What This Means for Expats

  • Brazilian beef and chicken on supermarket shelves. Tariff-rate quota expansion will push imported cuts into Pingo Doce, Continente and Lidl from Q3 2026. Expect modest price competition on bulk cuts and frozen poultry; premium cuts and Portuguese DOC labels remain protected by GI rules and consumer preference.
  • Portuguese wine cheaper if you ship to relatives in Brazil. If you regularly ship Portuguese wine to family in São Paulo, Rio or Belo Horizonte, the duty drop will reduce landed cost on private and commercial shipments. Brazilian retail will absorb the bulk of the gain; consumers will see it in shop pricing rather than per-bottle cuts.
  • Service-sector openings. The iTA opens public-procurement and professional-services markets. Portuguese law firms, architects, IT consultancies and engineering houses gain treaty-grade access to Mercosul tenders — relevant if you work in any of those sectors or run a Portugal-based firm with diaspora clients.

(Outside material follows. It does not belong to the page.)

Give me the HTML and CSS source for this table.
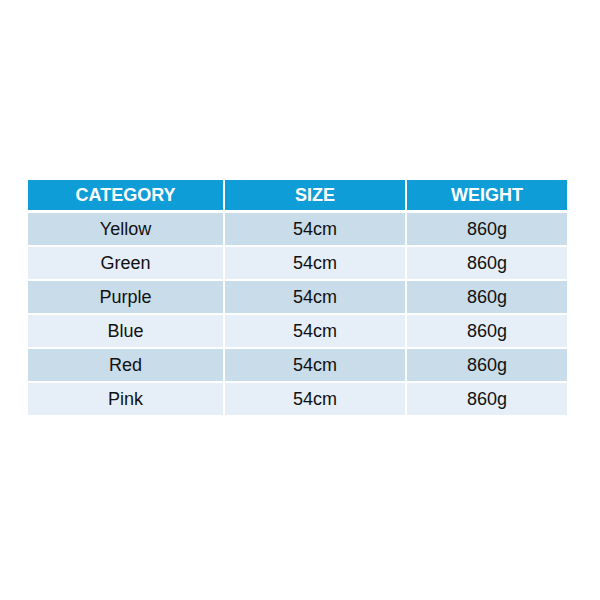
FILE: index.html
```html
<!DOCTYPE html>
<html>
<head>
<meta charset="utf-8">
<link rel="stylesheet" href="styles.css">
</head>
<body>
<div class="table">
  <div class="cell head">CATEGORY</div>
  <div class="cell head">SIZE</div>
  <div class="cell head">WEIGHT</div>

  <div class="cell dark">Yellow</div>
  <div class="cell dark">54cm</div>
  <div class="cell dark">860g</div>

  <div class="cell light">Green</div>
  <div class="cell light">54cm</div>
  <div class="cell light">860g</div>

  <div class="cell dark">Purple</div>
  <div class="cell dark">54cm</div>
  <div class="cell dark">860g</div>

  <div class="cell light">Blue</div>
  <div class="cell light">54cm</div>
  <div class="cell light">860g</div>

  <div class="cell dark">Red</div>
  <div class="cell dark">54cm</div>
  <div class="cell dark">860g</div>

  <div class="cell light">Pink</div>
  <div class="cell light">54cm</div>
  <div class="cell light">860g</div>
</div>
</body>
</html>
```
FILE: styles.css
```css
html, body {
  margin: 0;
  padding: 0;
  background: #ffffff;
}
body {
  width: 600px;
  height: 600px;
  font-family: "Liberation Sans", Arial, sans-serif;
  padding-top: 180px;
  padding-left: 28px;
  box-sizing: border-box;
}
.table {
  display: grid;
  grid-template-columns: 195px 180px 160px;
  grid-template-rows: 31px repeat(6, 32px);
  column-gap: 2px;
  row-gap: 2px;
  width: 539px;
}
.cell {
  display: flex;
  align-items: center;
  justify-content: center;
  font-size: 18px;
  color: #111111;
}
.head {
  background: #0f9dd8;
  color: #ffffff;
  font-weight: bold;
  margin-bottom: 1px;
}
.dark {
  background: #c9dcea;
}
.light {
  background: #e6eef8;
}
```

  • Auto parts and machinery prices. Day-one duty elimination on industrial machinery and most auto parts cuts costs for Portuguese manufacturers and, eventually, for vehicle servicing. Don't expect immediate retail effects; the supply chain takes 12-24 months to filter through.
  • Diaspora business angle. Portuguese-speaking diaspora networks across Brazil, Argentina, Uruguay and Paraguay are explicit beneficiaries — the AICEP investment promotion agency has already flagged 2026 as a campaign year for diaspora-led joint ventures, particularly in agribusiness, viticulture and software exports.

Brussels will publish quarterly monitoring reports on the iTA's effects, with the first due in late September 2026. The full EU-Mercosur Partnership Agreement still needs ratification by the European Parliament and all 27 national parliaments before its non-trade pillars enter into force; Lisbon will move that file in the Assembleia da República later in 2026. For now, what matters is that the tariffs change tonight — the rest is a question of how fast Portuguese exporters can fill the order books.